Power BI is a business analytics service by Microsoft. It aims to provide interactive visualizations and business intelligence capabilities with an interface simple enough for end users to create their own reports and dashboards.

PowerBI is free to use and does what it should as a data visualization tool. But publish work to internet needs Microsoft access. It seems that PowerBI was designed for companies and organizations, because individuals are not allowed to get access.

Return to catalog

powerBI

11. Google sheet

Page link: https://junying-li.github.io/02-datavis-7ways/Google%20sheet/index.html

Google Sheets is a spreadsheet program included as part of the free, web-based Google Docs Editors suite offered by Google. It’s like an online version of Excel, but much better than Excel in data visualization.

Return to catalog

googlesheet

Technical Achievements

I used 11 ways to visualize given data set and each one meets the requirements. 3 languages (R, JavaScript, Python), 7 libraries (bokeh, ggplot2, matplotlib, mpld3, seaborn, vega-lite, d3) are used in my solutions. And I also made use of R markdown, JSON, and html. Besides, I chose 4 popular data visualization tools to draw graphics too.

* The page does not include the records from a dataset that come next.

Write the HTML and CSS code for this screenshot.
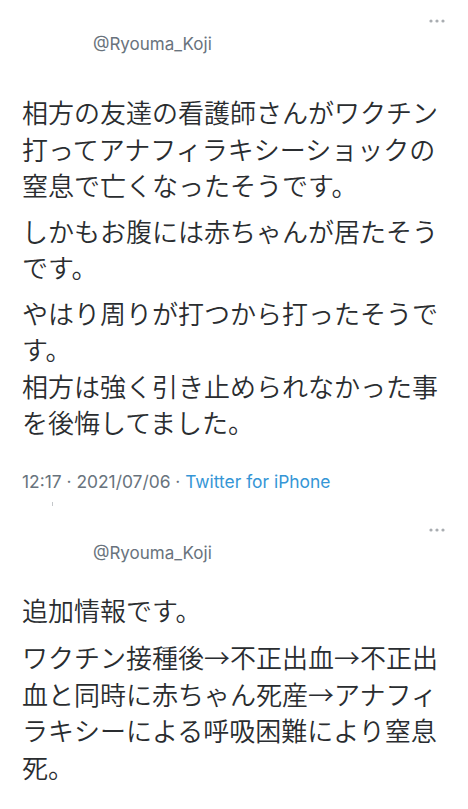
FILE: index.html
```html
<!DOCTYPE html>
<html lang="ja">
<head>
<meta charset="utf-8">
<link rel="stylesheet" href="styles.css">
</head>
<body>
<article class="tweet tweet-first">
  <div class="more-row">
    <svg class="more" width="16" height="4" viewBox="0 0 16 4"><circle cx="2" cy="2" r="1.6"/><circle cx="8" cy="2" r="1.6"/><circle cx="14" cy="2" r="1.6"/></svg>
  </div>
  <div class="handle">@Ryouma_Koji</div>
  <div class="body">
    <p>相方の友達の看護師さんがワクチン打ってアナフィラキシーショックの窒息で亡くなったそうです。</p>
    <p>しかもお腹には赤ちゃんが居たそうです。</p>
    <p>やはり周りが打つから打ったそうです。<br>相方は強く引き止められなかった事を後悔してました。</p>
  </div>
  <div class="meta">12:17 · 2021/07/06 · <span class="source">Twitter for iPhone</span></div>
  <div class="tick"></div>
</article>
<article class="tweet tweet-second">
  <div class="more-row">
    <svg class="more" width="16" height="4" viewBox="0 0 16 4"><circle cx="2" cy="2" r="1.6"/><circle cx="8" cy="2" r="1.6"/><circle cx="14" cy="2" r="1.6"/></svg>
  </div>
  <div class="handle">@Ryouma_Koji</div>
  <div class="body">
    <p>追加情報です。</p>
    <p>ワクチン接種後→不正出血→不正出血と同時に赤ちゃん死産→アナフィラキシーによる呼吸困難により窒息死。</p>
  </div>
</article>
</body>
</html>
```
FILE: styles.css
```css
html, body {
  margin: 0;
  padding: 0;
  background: #ffffff;
}

body {
  width: 468px;
  height: 809px;
  overflow: hidden;
  font-family: "Inter", "Noto Sans CJK JP", sans-serif;
}

.tweet {
  padding: 0 28px 0 22px;
  display: flex;
  flex-direction: column;
}

.tweet-first {
  padding-top: 19px;
}

.tweet-second {
  padding-top: 22px;
}

.more-row {
  display: flex;
  justify-content: flex-end;
  height: 4px;
  margin-right: -5px;
}

.more {
  fill: #a9adb1;
  display: block;
}

.handle {
  margin-top: 10px;
  margin-left: 71px;
  font-size: 17px;
  line-height: 22px;
  color: #69737d;
}

.body {
  margin-top: 39px;
  font-family: "Noto Sans CJK JP", sans-serif;
  font-size: 26px;
  font-weight: 350;
  line-height: 36.5px;
  color: #2a2d30;
}

.tweet-second .body {
  margin-top: 28px;
}

.tweet-second .body p {
  margin-bottom: 11px;
}

.body p {
  margin: 0 0 9px 0;
}

.body p:last-child {
  margin-bottom: 0;
}

.meta {
  margin-top: 31px;
  font-size: 17.4px;
  line-height: 20px;
  color: #68737d;
}

.source {
  color: #3596d6;
}

.tick {
  margin: 10px 0 0 30px;
  width: 1px;
  height: 4px;
  background: #c4c7ca;
}
```
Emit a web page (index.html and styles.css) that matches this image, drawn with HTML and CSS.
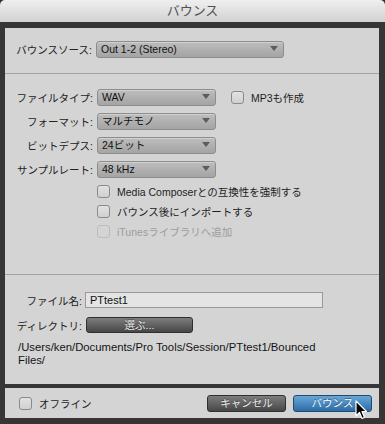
FILE: index.html
```html
<!DOCTYPE html>
<html lang="ja">
<head>
  <meta charset="UTF-8">
  <meta name="viewport" content="width=device-width, initial-scale=1.0">
  <title>バウンス</title>
  <link rel="stylesheet" href="styles.css">
</head>
<body>
  <div class="window">
    <div class="titlebar">バウンス</div>

    <div class="frame">
      <div class="panel">
        <div class="sec sec-source">
          <label class="lbl">バウンスソース:</label>
          <div class="select select-wide">Out 1-2 (Stereo)</div>
        </div>

        <div class="sec sec-format">
          <div class="format-grid">
            <label class="lbl">ファイルタイプ:</label>
            <div class="select">WAV</div>
            <div class="check-row check-mp3"><span class="box"></span>MP3も作成</div>

            <label class="lbl">フォーマット:</label>
            <div class="select">マルチモノ</div>

            <label class="lbl">ビットデプス:</label>
            <div class="select">24ビット</div>

            <label class="lbl">サンプルレート:</label>
            <div class="select">48 kHz</div>
          </div>

          <div class="checks">
            <div class="check-row"><span class="box"></span>Media Composerとの互換性を強制する</div>
            <div class="check-row"><span class="box"></span>バウンス後にインポートする</div>
            <div class="check-row disabled"><span class="box"></span>iTunesライブラリへ追加</div>
          </div>
        </div>

        <div class="sec sec-file">
          <div class="file-grid">
            <label class="lbl">ファイル名:</label>
            <div class="field">PTtest1</div>
            <label class="lbl">ディレクトリ:</label>
            <div class="btn btn-dark btn-choose">選ぶ...</div>
          </div>
          <p class="path">/Users/ken/Documents/Pro Tools/Session/PTtest1/Bounced Files/</p>
        </div>
      </div>

      <div class="footer">
        <div class="check-row"><span class="box"></span>オフライン</div>
        <div class="spacer"></div>
        <div class="btn btn-dark">キャンセル</div>
        <div class="btn btn-blue">バウンス</div>
      </div>
    </div>

    <svg class="cursor" width="13" height="20" viewBox="0 0 13 20">
      <path d="M1 1 L1 16 L4.5 12.5 L7 18.5 L9.5 17.5 L7 11.5 L11.5 11.5 Z" fill="#000" stroke="#fff" stroke-width="1.2" stroke-linejoin="round"/>
    </svg>
  </div>
</body>
</html>
```

FILE: styles.css
```css
body {
  margin: 0;
  background-color: #2e2e2e;
  font-family: "Liberation Sans", "Noto Sans CJK JP", sans-serif;
  font-size: 10.5px;
  color: #1a1a1a;
}
.window {
  position: relative;
  width: 385px;
  height: 424px;
  display: flex;
  flex-direction: column;
}
.titlebar {
  height: 22px;
  line-height: 22px;
  text-align: center;
  font-size: 13px;
  color: #505050;
  background: linear-gradient(#efefef, #d2d2d2);
  border-radius: 5px 5px 0 0;
}
.frame {
  flex: 1;
  background-color: #363636;
  padding: 6px 6px 6px 5px;
  display: flex;
  flex-direction: column;
  gap: 4px;
}
.panel {
  height: 356px;
  background-color: #d4d4d4;
  display: flex;
  flex-direction: column;
}
.sec {
  box-sizing: border-box;
  border-bottom: 1px solid #a3a3a3;
}
.sec-source {
  height: 46px;
  padding-top: 13px;
  display: grid;
  grid-template-columns: 87px auto;
  column-gap: 4px;
  align-content: start;
  align-items: center;
}
.sec-format {
  height: 201px;
  padding-top: 15px;
}
.format-grid {
  display: grid;
  grid-template-columns: 88px 119px auto;
  column-gap: 4px;
  row-gap: 7px;
  grid-auto-rows: 17px;
  align-items: center;
}
.format-grid .lbl {
  grid-column: 1;
}
.format-grid .select {
  grid-column: 2;
}
.format-grid .check-mp3 {
  grid-column: 3;
}
.checks {
  display: flex;
  flex-direction: column;
  gap: 7px;
  margin-top: 7px;
  padding-left: 92px;
}
.checks .check-row {
  height: 13px;
}
.sec-file {
  flex: 1;
  border-bottom: none;
  padding-top: 17px;
}
.lbl {
  text-align: right;
  color: #222;
  white-space: nowrap;
}
.select {
  position: relative;
  box-sizing: border-box;
  height: 17px;
  line-height: 15px;
  padding-left: 4px;
  border: 1px solid #8d8d8d;
  border-radius: 3px;
  background: linear-gradient(#bdbdbd, #a4a4a4);
  box-shadow: inset 0 1px 0 rgba(255, 255, 255, 0.3);
  color: #111;
}
.select::after {
  content: "";
  position: absolute;
  right: 5px;
  top: 4px;
  border-left: 4px solid transparent;
  border-right: 4px solid transparent;
  border-top: 5px solid #5c5c5c;
}
.select-wide {
  width: 188px;
}
.check-row {
  display: flex;
  align-items: center;
  gap: 7px;
  white-space: nowrap;
  color: #1e1e1e;
}
.check-mp3 {
  margin-left: 11px;
}
.box {
  box-sizing: border-box;
  width: 13px;
  height: 13px;
  border: 1px solid #8a8a8a;
  border-radius: 3px;
  background: linear-gradient(#e2e2e2, #d0d0d0);
}
.disabled {
  color: #9d9d9d;
}
.disabled .box {
  border-color: #bcbcbc;
  background: #d4d4d4;
}
.file-grid {
  display: grid;
  grid-template-columns: 77px 238px;
  column-gap: 3px;
  row-gap: 9px;
  grid-auto-rows: 16px;
  align-items: center;
}
.field {
  box-sizing: border-box;
  height: 16px;
  line-height: 14px;
  padding-left: 4px;
  border: 1px solid #999;
  background-color: #e4e4e4;
  font-size: 11px;
  color: #111;
}
.btn {
  box-sizing: border-box;
  height: 17px;
  line-height: 15px;
  text-align: center;
  border-radius: 3px;
  color: #ececec;
  text-shadow: 0 -1px 0 rgba(0, 0, 0, 0.4);
}
.btn-dark {
  width: 79px;
  border: 1px solid #2f2f2f;
  background: linear-gradient(#7d7d7d, #474747);
}
.btn-choose {
  width: 107px;
  margin-left: 1px;
  height: 16px;
  line-height: 14px;
}
.btn-blue {
  width: 79px;
  border: 1px solid #1f4b72;
  background: linear-gradient(#66a6d8, #2d6da5);
  color: #f4f8fc;
}
.path {
  margin: 8px 0 0 13px;
  width: 300px;
  line-height: 13px;
  font-size: 11.3px;
  color: #151515;
}
.footer {
  height: 30px;
  background-color: #d4d4d4;
  display: flex;
  align-items: center;
  gap: 7px;
  padding: 0 7px 0 14px;
}
.spacer {
  flex: 1;
}
.cursor {
  position: absolute;
  left: 355px;
  top: 400px;
}
```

To construct html tooltip, I made use of mpld3.plugins.PointHTMLTooltip(), which can define the html tooltip associated to the scatter plot. Then, connected tooltip to figure by using plugins.connect().

When mouseover a circle, there will be a tooltip shows all features of this data point.

Page link: https://junying-li.github.io/02-datavis-7ways/Mpld3/index.html

tooltip

In d3, matplotlib, and mpld3, I made use of different ways to filter data and remove columns with NaN value.

Design Achievements

I made color maps or palettes for each way in this assignment to make sure they look like the graphic given by the professor.

In some ways of this assignment, the circles became too big after mapping to Weight. To make sure we have a better view, I set and adjusted parameters of linear mapping.